## Job
Reply with nothing except the number of lines that contain the word "styles".
--
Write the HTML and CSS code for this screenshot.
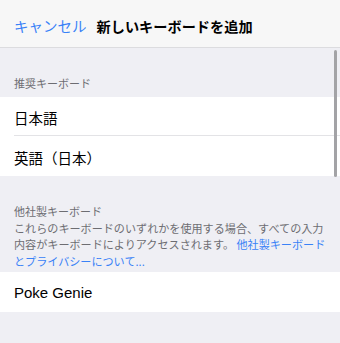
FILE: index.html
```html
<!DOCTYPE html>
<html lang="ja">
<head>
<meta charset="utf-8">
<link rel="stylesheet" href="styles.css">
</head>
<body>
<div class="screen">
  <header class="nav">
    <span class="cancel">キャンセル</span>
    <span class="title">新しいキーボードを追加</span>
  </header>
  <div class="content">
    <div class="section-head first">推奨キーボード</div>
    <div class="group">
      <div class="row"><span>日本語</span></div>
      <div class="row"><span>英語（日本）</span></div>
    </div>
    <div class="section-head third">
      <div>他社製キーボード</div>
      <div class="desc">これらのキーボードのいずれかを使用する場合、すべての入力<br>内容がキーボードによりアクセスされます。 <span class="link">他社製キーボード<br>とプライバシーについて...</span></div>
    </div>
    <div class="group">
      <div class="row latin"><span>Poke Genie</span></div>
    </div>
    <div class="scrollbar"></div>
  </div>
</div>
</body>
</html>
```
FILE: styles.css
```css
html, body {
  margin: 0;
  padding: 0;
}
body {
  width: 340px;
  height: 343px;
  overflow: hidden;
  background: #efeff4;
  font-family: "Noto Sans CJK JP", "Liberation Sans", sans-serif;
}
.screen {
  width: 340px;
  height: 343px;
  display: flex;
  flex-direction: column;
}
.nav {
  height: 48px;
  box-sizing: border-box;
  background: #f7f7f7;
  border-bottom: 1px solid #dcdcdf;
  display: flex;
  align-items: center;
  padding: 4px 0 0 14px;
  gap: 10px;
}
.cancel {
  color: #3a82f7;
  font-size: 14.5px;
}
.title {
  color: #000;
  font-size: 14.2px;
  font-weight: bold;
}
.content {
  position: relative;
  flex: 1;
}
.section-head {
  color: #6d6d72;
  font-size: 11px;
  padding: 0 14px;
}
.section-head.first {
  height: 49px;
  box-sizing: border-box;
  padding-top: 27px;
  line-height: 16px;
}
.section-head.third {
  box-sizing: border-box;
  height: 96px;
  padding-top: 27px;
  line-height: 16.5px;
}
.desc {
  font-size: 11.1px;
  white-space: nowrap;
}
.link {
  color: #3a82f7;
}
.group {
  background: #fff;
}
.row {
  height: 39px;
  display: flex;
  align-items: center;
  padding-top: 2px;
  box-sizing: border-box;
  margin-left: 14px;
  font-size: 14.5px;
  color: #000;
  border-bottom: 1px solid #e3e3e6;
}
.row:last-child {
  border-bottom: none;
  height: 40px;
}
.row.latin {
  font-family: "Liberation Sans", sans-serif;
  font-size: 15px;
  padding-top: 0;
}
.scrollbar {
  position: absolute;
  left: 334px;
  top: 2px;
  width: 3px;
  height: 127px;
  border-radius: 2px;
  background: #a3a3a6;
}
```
--
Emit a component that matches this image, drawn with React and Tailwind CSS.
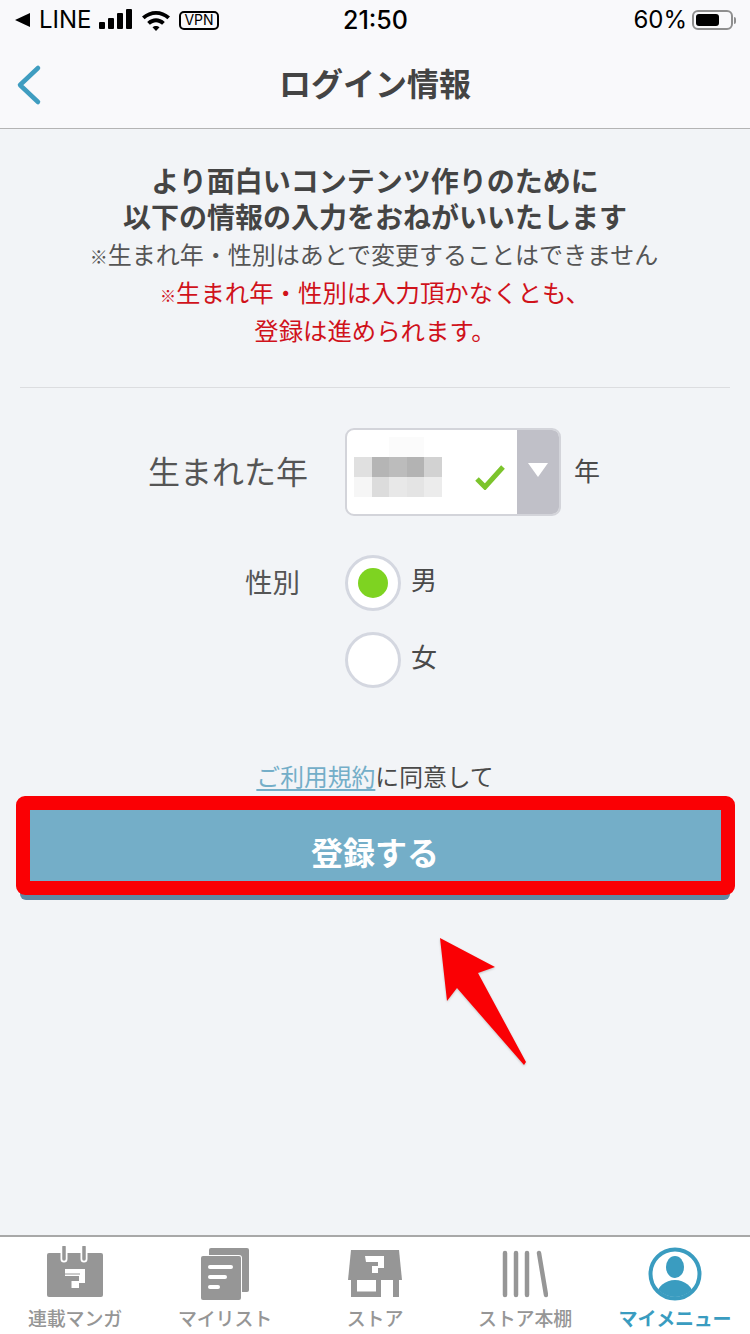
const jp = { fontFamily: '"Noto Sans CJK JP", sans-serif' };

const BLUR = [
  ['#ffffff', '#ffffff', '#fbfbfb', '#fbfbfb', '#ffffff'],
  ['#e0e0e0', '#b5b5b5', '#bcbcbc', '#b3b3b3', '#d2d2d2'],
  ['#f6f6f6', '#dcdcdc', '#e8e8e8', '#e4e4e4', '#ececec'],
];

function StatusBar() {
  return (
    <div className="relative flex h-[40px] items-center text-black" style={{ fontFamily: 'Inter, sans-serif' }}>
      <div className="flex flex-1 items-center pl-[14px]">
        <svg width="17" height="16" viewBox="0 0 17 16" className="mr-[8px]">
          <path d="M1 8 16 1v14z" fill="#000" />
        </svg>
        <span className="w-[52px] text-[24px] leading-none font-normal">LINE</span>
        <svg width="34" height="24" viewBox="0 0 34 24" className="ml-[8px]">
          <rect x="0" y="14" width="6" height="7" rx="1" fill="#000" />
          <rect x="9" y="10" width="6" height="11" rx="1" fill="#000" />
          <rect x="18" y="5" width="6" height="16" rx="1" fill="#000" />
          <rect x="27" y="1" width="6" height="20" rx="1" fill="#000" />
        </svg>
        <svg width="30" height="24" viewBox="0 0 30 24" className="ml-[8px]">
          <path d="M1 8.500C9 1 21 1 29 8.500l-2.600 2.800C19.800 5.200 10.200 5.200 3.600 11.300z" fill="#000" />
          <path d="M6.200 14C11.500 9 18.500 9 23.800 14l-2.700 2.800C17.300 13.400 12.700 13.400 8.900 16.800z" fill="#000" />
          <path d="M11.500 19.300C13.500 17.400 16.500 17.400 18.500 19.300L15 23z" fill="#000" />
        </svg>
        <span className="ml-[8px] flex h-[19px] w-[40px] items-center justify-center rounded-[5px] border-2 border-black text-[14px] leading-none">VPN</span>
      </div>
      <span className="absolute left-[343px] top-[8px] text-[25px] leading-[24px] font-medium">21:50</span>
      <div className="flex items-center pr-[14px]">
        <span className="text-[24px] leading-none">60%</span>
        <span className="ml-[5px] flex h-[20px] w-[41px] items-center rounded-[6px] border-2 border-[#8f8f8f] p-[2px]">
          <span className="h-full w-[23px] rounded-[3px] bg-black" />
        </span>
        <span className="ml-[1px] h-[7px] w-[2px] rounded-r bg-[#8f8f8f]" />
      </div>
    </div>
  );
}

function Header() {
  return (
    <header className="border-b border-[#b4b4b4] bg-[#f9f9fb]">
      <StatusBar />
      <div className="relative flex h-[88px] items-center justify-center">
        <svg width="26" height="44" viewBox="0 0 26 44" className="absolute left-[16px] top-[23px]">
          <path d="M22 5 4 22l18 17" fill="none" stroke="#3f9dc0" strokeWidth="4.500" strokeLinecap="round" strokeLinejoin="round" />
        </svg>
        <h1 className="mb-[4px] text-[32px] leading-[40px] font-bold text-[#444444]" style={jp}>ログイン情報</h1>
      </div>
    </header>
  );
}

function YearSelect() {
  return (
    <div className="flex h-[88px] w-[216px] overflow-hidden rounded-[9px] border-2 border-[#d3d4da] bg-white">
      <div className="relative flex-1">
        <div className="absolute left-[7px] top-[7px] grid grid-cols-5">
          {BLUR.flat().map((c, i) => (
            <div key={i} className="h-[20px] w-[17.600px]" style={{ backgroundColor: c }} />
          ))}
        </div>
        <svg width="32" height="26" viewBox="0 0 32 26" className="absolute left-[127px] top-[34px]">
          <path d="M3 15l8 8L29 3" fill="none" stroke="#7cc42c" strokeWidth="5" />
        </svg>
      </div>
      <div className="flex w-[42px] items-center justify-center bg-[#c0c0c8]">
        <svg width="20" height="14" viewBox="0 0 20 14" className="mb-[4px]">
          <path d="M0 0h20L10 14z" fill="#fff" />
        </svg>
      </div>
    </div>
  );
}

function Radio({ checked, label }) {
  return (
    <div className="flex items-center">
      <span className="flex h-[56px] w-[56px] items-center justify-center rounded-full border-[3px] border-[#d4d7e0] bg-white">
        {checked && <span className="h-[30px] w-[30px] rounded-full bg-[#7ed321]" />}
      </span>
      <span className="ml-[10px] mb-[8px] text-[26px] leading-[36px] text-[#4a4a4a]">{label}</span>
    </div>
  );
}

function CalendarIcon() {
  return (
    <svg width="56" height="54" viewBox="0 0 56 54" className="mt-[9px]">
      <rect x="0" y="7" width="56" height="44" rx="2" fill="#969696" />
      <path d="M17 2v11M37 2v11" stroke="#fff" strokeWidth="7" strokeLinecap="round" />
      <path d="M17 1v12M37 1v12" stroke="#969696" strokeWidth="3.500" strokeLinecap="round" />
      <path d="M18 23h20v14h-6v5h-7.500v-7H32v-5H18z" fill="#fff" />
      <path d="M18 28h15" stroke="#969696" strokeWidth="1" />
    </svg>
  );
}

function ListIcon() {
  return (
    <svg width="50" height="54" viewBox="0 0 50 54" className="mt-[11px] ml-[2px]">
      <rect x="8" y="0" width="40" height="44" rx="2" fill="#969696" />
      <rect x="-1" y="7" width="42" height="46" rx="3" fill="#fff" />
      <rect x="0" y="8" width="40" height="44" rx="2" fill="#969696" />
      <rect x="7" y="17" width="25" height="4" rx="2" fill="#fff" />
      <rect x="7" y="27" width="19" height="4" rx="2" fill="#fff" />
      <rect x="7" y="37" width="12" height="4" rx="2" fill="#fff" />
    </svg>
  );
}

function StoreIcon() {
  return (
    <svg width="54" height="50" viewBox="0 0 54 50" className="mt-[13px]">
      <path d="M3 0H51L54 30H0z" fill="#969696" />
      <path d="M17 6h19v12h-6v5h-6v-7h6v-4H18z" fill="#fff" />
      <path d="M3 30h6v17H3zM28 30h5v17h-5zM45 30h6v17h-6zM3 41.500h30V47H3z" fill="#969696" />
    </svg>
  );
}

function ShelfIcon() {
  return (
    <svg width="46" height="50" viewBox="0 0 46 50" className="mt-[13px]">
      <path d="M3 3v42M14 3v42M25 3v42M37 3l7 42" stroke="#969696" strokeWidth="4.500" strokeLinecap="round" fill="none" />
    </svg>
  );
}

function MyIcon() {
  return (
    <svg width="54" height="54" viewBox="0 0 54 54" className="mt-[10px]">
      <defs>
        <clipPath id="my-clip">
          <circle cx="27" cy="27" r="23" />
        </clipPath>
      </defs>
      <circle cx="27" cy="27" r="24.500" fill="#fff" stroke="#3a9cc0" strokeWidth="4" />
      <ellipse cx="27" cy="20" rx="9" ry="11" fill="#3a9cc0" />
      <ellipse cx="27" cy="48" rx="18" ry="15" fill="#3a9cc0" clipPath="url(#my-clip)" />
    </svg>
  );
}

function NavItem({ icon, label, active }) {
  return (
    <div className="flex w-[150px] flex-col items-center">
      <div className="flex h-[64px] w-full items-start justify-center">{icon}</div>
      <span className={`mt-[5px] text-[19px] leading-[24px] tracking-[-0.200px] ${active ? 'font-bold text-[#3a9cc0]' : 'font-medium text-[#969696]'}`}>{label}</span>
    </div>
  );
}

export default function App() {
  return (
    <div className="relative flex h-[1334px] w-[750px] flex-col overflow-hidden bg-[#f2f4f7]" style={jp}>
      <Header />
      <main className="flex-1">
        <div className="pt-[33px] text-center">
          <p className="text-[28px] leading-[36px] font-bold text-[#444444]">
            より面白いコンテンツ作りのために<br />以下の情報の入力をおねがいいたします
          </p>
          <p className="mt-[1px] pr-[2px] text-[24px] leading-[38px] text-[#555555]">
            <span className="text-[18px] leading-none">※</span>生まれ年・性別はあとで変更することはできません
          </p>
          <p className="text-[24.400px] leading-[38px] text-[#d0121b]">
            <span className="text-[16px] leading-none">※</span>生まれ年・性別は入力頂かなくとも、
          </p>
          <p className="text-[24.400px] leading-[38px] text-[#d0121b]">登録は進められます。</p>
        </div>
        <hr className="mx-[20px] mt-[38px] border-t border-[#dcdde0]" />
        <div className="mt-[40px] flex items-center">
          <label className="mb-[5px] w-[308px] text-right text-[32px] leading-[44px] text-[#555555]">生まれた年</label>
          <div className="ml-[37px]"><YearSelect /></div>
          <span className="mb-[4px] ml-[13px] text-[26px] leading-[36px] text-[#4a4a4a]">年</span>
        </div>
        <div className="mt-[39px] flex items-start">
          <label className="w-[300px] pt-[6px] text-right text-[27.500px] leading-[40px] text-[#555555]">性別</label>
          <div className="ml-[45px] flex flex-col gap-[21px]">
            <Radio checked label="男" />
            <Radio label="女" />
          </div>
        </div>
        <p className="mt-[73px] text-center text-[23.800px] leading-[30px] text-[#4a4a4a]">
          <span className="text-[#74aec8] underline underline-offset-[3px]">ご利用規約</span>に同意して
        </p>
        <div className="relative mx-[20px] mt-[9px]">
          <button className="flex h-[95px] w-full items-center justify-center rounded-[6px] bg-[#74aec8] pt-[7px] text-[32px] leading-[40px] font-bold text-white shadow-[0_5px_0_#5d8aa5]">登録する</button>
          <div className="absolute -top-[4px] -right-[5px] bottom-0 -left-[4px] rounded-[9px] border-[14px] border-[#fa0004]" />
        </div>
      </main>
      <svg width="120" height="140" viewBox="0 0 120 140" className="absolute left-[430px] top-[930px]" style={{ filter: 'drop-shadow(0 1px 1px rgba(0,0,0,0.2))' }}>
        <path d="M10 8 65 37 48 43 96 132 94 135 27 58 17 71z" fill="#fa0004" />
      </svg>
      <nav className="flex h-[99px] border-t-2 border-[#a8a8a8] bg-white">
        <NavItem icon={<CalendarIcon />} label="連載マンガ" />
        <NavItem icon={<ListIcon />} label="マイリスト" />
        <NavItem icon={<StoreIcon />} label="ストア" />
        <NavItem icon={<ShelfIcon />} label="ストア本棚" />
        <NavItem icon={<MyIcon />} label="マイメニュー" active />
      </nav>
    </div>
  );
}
--
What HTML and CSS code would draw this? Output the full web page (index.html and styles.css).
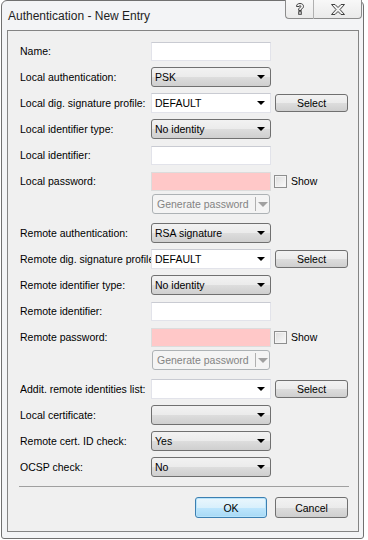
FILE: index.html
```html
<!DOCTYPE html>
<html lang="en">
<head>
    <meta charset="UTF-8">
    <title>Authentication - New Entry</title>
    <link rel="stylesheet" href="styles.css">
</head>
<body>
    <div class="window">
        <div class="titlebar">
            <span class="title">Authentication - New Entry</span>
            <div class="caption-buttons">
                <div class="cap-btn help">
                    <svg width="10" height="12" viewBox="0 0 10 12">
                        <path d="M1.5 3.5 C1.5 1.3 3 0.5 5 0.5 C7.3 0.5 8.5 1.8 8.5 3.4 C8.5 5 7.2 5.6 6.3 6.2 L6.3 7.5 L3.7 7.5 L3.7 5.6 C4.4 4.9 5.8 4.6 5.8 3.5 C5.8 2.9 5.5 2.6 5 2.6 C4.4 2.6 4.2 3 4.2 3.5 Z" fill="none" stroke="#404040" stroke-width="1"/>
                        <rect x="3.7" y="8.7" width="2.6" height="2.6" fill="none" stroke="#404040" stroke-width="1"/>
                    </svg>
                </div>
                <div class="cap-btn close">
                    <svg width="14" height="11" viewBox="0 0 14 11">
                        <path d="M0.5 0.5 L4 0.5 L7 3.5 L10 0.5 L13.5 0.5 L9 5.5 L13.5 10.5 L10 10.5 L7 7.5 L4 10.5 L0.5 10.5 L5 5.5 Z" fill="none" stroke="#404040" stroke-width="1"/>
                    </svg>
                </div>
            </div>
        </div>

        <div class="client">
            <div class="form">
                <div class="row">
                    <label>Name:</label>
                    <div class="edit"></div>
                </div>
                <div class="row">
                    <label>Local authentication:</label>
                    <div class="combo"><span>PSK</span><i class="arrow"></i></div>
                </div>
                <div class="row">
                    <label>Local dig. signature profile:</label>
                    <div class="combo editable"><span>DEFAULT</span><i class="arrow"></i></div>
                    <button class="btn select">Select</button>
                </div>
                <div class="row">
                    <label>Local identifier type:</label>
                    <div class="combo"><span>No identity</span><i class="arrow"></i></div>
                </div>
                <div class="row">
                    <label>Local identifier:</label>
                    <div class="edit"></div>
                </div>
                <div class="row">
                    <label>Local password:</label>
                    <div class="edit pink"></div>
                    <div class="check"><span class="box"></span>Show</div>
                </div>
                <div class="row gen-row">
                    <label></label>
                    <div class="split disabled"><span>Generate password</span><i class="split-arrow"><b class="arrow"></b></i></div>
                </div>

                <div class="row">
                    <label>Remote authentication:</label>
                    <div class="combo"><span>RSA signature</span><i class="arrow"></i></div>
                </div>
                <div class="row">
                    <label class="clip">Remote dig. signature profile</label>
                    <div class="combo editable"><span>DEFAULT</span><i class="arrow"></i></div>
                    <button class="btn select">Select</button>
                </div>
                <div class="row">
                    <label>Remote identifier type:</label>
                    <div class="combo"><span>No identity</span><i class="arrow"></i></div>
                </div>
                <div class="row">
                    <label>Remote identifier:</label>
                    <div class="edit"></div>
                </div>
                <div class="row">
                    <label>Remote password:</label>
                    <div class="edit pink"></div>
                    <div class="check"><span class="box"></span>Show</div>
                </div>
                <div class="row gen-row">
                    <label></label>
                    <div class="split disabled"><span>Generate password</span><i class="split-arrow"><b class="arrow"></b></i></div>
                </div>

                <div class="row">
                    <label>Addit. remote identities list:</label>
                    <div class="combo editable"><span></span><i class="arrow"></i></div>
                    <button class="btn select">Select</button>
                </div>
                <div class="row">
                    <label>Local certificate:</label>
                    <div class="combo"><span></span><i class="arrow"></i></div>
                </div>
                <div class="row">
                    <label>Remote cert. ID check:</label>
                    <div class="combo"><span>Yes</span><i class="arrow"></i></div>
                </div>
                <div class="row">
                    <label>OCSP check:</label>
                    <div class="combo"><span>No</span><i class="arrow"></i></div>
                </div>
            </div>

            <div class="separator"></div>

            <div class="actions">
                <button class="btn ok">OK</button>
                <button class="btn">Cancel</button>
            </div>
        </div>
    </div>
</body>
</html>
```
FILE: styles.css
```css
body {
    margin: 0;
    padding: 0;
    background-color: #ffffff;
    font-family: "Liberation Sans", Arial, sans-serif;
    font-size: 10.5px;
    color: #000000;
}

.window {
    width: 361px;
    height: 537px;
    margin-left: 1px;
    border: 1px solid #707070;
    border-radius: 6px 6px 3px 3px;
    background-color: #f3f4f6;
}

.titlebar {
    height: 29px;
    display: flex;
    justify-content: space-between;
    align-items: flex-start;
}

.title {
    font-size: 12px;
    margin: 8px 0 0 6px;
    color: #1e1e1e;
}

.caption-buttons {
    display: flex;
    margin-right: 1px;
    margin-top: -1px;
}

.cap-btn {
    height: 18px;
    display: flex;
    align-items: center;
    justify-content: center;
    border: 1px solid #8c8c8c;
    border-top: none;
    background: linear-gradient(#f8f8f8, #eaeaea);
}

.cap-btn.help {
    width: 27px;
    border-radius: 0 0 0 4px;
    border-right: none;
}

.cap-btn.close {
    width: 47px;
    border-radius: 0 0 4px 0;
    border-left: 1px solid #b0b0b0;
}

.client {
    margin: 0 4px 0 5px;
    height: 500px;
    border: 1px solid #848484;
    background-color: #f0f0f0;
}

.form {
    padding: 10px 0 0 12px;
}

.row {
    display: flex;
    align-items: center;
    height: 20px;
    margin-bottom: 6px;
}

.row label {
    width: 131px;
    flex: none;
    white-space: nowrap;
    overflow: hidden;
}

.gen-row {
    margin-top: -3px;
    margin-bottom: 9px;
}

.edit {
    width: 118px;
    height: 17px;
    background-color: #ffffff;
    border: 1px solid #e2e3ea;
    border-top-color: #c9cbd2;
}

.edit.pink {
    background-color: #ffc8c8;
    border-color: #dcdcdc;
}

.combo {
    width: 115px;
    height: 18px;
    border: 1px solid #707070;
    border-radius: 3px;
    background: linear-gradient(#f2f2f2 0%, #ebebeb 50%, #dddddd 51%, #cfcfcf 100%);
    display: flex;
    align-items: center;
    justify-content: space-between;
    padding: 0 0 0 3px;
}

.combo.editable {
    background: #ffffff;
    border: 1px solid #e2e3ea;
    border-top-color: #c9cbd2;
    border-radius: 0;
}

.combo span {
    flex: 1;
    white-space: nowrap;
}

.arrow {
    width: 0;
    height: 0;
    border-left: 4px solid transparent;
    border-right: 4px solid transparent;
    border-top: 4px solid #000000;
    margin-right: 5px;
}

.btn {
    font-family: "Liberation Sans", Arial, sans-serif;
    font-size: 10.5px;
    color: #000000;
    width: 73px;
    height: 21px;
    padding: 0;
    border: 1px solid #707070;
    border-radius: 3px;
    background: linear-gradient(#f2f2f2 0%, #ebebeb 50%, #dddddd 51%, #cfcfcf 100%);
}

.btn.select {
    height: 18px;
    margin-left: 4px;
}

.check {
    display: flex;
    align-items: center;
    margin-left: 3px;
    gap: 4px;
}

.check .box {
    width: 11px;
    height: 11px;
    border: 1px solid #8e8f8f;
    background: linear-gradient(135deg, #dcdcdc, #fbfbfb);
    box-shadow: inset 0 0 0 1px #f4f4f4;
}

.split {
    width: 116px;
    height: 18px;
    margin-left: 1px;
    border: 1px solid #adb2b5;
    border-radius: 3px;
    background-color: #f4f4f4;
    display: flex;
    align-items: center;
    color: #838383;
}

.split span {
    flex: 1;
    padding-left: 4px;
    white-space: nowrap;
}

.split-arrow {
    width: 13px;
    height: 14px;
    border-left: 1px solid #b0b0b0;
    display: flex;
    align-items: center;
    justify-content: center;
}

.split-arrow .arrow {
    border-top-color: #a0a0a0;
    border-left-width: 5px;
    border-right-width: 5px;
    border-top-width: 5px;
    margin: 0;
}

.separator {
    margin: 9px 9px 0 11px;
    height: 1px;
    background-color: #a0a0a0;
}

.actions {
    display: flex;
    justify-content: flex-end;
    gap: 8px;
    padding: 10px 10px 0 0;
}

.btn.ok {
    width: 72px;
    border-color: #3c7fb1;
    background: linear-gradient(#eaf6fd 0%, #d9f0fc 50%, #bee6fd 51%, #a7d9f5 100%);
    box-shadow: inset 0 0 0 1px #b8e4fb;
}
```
--
## Complete response
5